Hammond plans to ‘end austerity’ during autumn budget

UK Chancellor Philip Hammond’s autumn budget announcement provided little assistance to the Pound, which ended the session back below the 1.28 level against the greenback.

As is generally the case, the budget was not a particularly big FX market mover, with currency traders largely overlooking Hammond’s announcement of upwardly revised GDP projections. According to Hammond, the OBR is now forecasting the UK economy to expand by 1.6% in 2019 and 1.4% in 2020, up from the 1.3% forecast for both years back in March. There was also a sharp downward revision to budget deficit projections to 1.2% in 2018/19 from 1.8% and 1.4% in 2019/20 from 1.6%. Even the promise to ‘end austerity’ with billions in extra spending was insufficient to support the Pound yesterday, still firmly on the back foot amid the lack of any positive Brexit news.

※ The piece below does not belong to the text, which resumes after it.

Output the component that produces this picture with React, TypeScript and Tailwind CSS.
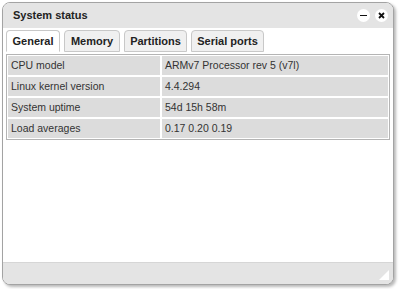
import React, { useState } from "react";

const tabs = [
  { id: "general", label: "General", w: "w-[54px]" },
  { id: "memory", label: "Memory", w: "w-[56px]" },
  { id: "partitions", label: "Partitions", w: "w-[63px]" },
  { id: "serial", label: "Serial ports", w: "w-[73px]" },
];

const rows: [string, string][] = [
  ["CPU model", "ARMv7 Processor rev 5 (v7l)"],
  ["Linux kernel version", "4.4.294"],
  ["System uptime", "54d 15h 58m"],
  ["Load averages", "0.17 0.20 0.19"],
];

const font = { fontFamily: '"Liberation Sans", Arial, sans-serif' };

export default function App() {
  const [active, setActive] = useState("general");

  return (
    <div className="w-[400px] h-[289px] bg-white pt-[2px] pl-[2px] pr-[6px] pb-[4px]" style={font}>
      <div className="h-full flex flex-col rounded-[8px] border border-[#a3a3a3] bg-white overflow-hidden shadow-[2px_2px_3px_rgba(0,0,0,0.28)]">
        {/* title bar */}
        <div className="h-[25px] shrink-0 bg-[#e4e4e4] flex items-center pl-[10px] pr-[5px]">
          <span className="flex-1 text-[11px] font-bold text-[#222]">System status</span>
          <div className="flex gap-[5px]">
            <button className="w-[13px] h-[13px] rounded-full bg-white flex items-center justify-center">
              <span className="block w-[7px] h-[1.5px] bg-[#111]" />
            </button>
            <button className="w-[13px] h-[13px] rounded-full bg-white flex items-center justify-center">
              <svg width="7" height="7" viewBox="0 0 7 7">
                <path d="M1 1L6 6M6 1L1 6" stroke="#111" strokeWidth="1.8" />
              </svg>
            </button>
          </div>
        </div>

        {/* tabs */}
        <div className="h-[24px] shrink-0 flex items-end gap-[4px] pl-[3px] bg-white">
          {tabs.map((t) => (
            <button
              key={t.id}
              onClick={() => setActive(t.id)}
              className={`${t.w} h-[22px] rounded-t-[4px] border border-[#c8c8c8] text-[11px] font-bold text-[#222] flex items-center justify-center ${
                active === t.id ? "bg-white border-b-white" : "bg-[#f0f0f0]"
              }`}
            >
              {t.label}
            </button>
          ))}
        </div>

        {/* content */}
        <div className="flex-1 bg-white px-[3px] pt-[2px]">
          <div className="border border-[#b4b4b4] p-[1px] flex flex-col gap-[2px]">
            {rows.map(([k, v]) => (
              <div key={k} className="flex gap-[2px] h-[19px] text-[10.5px] text-[#333]">
                <div className="w-[152px] bg-[#dcdcdc] flex items-center pl-[3px]">{k}</div>
                <div className="flex-1 bg-[#dcdcdc] flex items-center pl-[3px]">{v}</div>
              </div>
            ))}
          </div>
        </div>

        {/* footer */}
        <div className="h-[22px] shrink-0 bg-[#e4e4e4] border-t border-[#d6d6d6] flex items-end justify-end pr-[4px] pb-[4px]">
          <svg width="10" height="10" viewBox="0 0 10 10">
            <path d="M10 0L10 10L0 10Z" fill="#fff" />
          </svg>
        </div>
      </div>
    </div>
  );
}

This week bodes to be a busy one in the UK, with the Bank of England to announce its latest policy decision on Thursday, including the release of its quarterly Inflation Report.

Strong US nonfarm payrolls report eyed this week

Attention in the US this week will be firmly on Friday’s nonfarm payrolls report for October. Another impressive month of job creation around the 190k mark is eyed, with wage growth expected to print above 3% year-on-year for the first time since 2009.

In the lead up to the release of Friday’s report, US personal income data surprised to the downside yesterday, coming in at 0.2% in September versus the 0.3% consensus. The core CPE index, the Fed’s preferred measure of inflation, also came in unchanged at 2% year-on-year.